Settings are passed to the remote via command-line parameters rather than in the protocol.
* Includes updating the manifest to format 4. It turns out the manifest and .info files were not very good for providing information. A format update was required anyway so worked through the backlog of changes that would require a format change.
* Multiple database versions are now supported in the archive. Does't actually work yet but the structure should be good.
* Tests use more constants now that test logs can catch name regressions.
1) Re-checksums files that have checksums in the manifest
2) Recopies files that do not have a checksum
3) Saves the manifest at regular intervals to preserve checksums
4) Unit tests for all cases (that I can think of)
* Fixed a buffering error that could occur on large, highly-compressible files when copying to an uncompressed remote destination. The error was detected in the decompression code and resulted in a failed backup rather than corruption so it should not affect successful backups made with previous versions.
* Pushing duplicate WAL now generates an error. This worked before only if checksums were disabled.
* Database System IDs are used to make sure that all WAL in an archive matches up. This should help prevent misconfigurations that send WAL from multiple clusters to the same archive.
* Regression tests working back to PostgreSQL 8.3.
* Improved threading model by starting threads early and terminating them late.
* Added restore functionality.
* All options can now be set on the command-line making pg_backrest.conf optional.
* De/compression is now performed without threads and checksum/size is calculated in stream. That means file checksums are no longer optional.

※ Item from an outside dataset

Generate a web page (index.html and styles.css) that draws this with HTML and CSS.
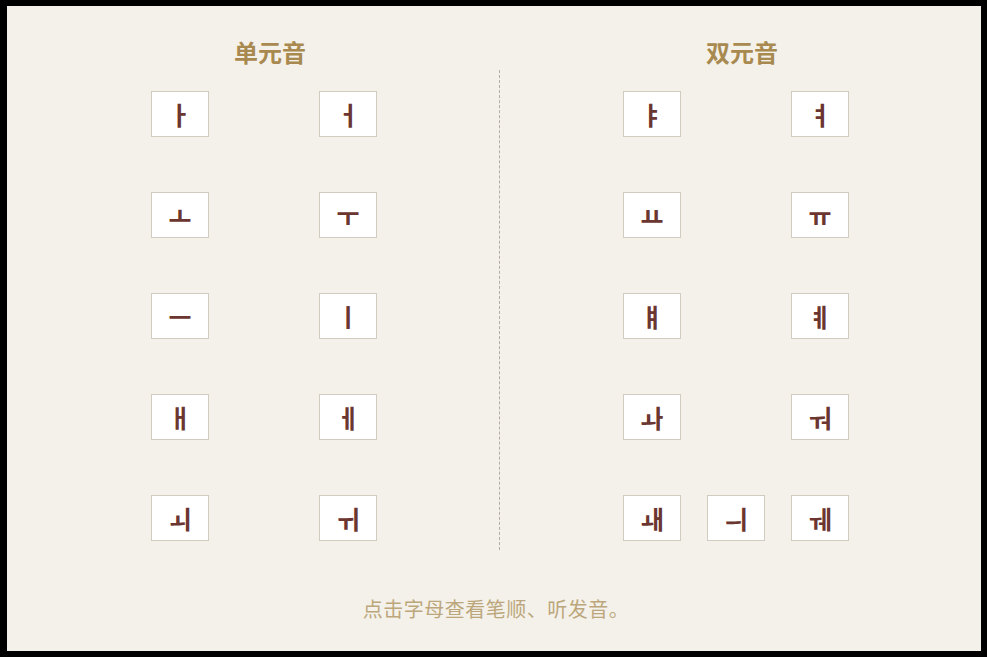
FILE: index.html
```html
<!DOCTYPE html>
<html lang="zh">
<head>
<meta charset="utf-8">
<title>元音</title>
<link rel="stylesheet" href="styles.css">
</head>
<body>
<div class="frame">
  <div class="layout">
    <section class="side side-left">
      <h2 class="title">单元音</h2>
      <div class="grid">
        <div class="key">ㅏ</div><div class="blank"></div><div class="key">ㅓ</div>
        <div class="key">ㅗ</div><div class="blank"></div><div class="key">ㅜ</div>
        <div class="key">ㅡ</div><div class="blank"></div><div class="key">ㅣ</div>
        <div class="key">ㅐ</div><div class="blank"></div><div class="key">ㅔ</div>
        <div class="key">ㅚ</div><div class="blank"></div><div class="key">ㅟ</div>
      </div>
    </section>
    <div class="divider"></div>
    <section class="side side-right">
      <h2 class="title">双元音</h2>
      <div class="grid">
        <div class="key">ㅑ</div><div class="blank"></div><div class="key">ㅕ</div>
        <div class="key">ㅛ</div><div class="blank"></div><div class="key">ㅠ</div>
        <div class="key">ㅒ</div><div class="blank"></div><div class="key">ㅖ</div>
        <div class="key">ㅘ</div><div class="blank"></div><div class="key">ㅝ</div>
        <div class="key">ㅙ</div><div class="key">ㅢ</div><div class="key">ㅞ</div>
      </div>
    </section>
  </div>
  <p class="hint">点击字母查看笔顺、听发音。</p>
</div>
</body>
</html>
```

FILE: styles.css
```css
html, body {
  margin: 0;
  padding: 0;
  background: #000;
}

body {
  width: 987px;
  height: 657px;
  overflow: hidden;
  font-family: "Noto Sans CJK SC", "Noto Sans", sans-serif;
}

.frame {
  margin: 6px 7px 0 7px;
  width: 974px;
  height: 645px;
  background: #f4f1ea;
  padding-top: 30px;
  box-sizing: border-box;
}

.layout {
  display: flex;
  align-items: flex-start;
}

.side {
  flex: none;
}

.side-left {
  width: 348px;
  padding-left: 144px;
}

.side-right {
  padding-left: 123px;
}

.title {
  margin: 0;
  width: 226px;
  padding-left: 12px;
  box-sizing: border-box;
  text-align: center;
  font-size: 24px;
  line-height: 32px;
  font-weight: 700;
  color: #a8894f;
}

.grid {
  margin-top: 23px;
  display: grid;
  grid-template-columns: repeat(3, 58px);
  grid-auto-rows: 46px;
  column-gap: 26px;
  row-gap: 55px;
}

.key {
  box-sizing: border-box;
  background: #fff;
  border: 1px solid #d2cbc0;
  display: flex;
  align-items: center;
  justify-content: center;
  font-family: "Noto Sans CJK KR", "Noto Sans", sans-serif;
  font-weight: 700;
  font-size: 25px;
  line-height: 1;
  color: #6b3530;
}

.divider {
  flex: none;
  width: 0;
  height: 480px;
  margin-top: 34px;
  border-left: 1px dashed #b3ada4;
}

.hint {
  margin: 45px 0 0 0;
  padding-left: 4px;
  text-align: center;
  font-size: 20px;
  line-height: 28px;
  letter-spacing: 0.5px;
  font-weight: 400;
  color: #bca77c;
}
```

* Added option `--no-start-stop` to allow backups when Postgres is shut down. If `postmaster.pid` is present then `--force` is required to make the backup run (though if Postgres is running an inconsistent backup will likely be created). This option was added primarily for the purpose of unit testing, but there may be applications in the real world as well.
* Fixed broken checksums and now they work with normal and resumed backups. Finally realized that checksums and checksum deltas should be functionally separated and this simplied a number of things. Issue #28 has been created for checksum deltas.
* Fixed an issue where a backup could be resumed from an aborted backup that didn't have the same type and prior backup.
* Removed dependency on Moose. It wasn't being used extensively and makes for longer startup times.
* Checksum for backup.manifest to detect corrupted/modified manifest.
* Link `latest` always points to the last backup. This has been added for convenience and to make restores simpler.
* More comprehensive unit tests in all areas.
* Complete rewrite of BackRest::File module to use a custom protocol for remote operations and Perl native GZIP and SHA operations. Compression is performed in threads rather than forked processes.
* Fairly comprehensive unit tests for all the basic operations. More work to be done here for sure, but then there is always more work to be done on unit tests.
* Removed dependency on Storable and replaced with a custom ini file implementation.
* Added much needed documentation (see INSTALL.md).
* Numerous other changes that can only be identified with a diff.
This version has been put into production at Resonate, so it does work, but there are a number of major caveats.
* No restore functionality, but the backup directories are consistent Postgres data directories. You'll need to either uncompress the files or turn off compression in the backup. Uncompressed backups on a ZFS (or similar) filesystem are a good option because backups can be restored locally via a snapshot to create logical backups or do spot data recovery.
* Archiving is single-threaded. This has not posed an issue on our multi-terabyte databases with heavy write volume. Recommend a large WAL volume or to use the async option with a large volume nearby.
* Backups are multi-threaded, but the Net::OpenSSH library does not appear to be 100% threadsafe so it will very occasionally lock up on a thread. There is an overall process timeout that resolves this issue by killing the process. Yes, very ugly.
* Checksums are lost on any resumed backup. Only the final backup will record checksum on multiple resumes. Checksums from previous backups are correctly recorded and a full backup will reset everything.
* The backup.manifest is being written as Storable because Config::IniFile does not seem to handle large files well. Would definitely like to save these as human-readable text.
* Absolutely no documentation (outside the code). Well, excepting these release notes.
* Lots of other little things and not so little things. Much refactoring to follow.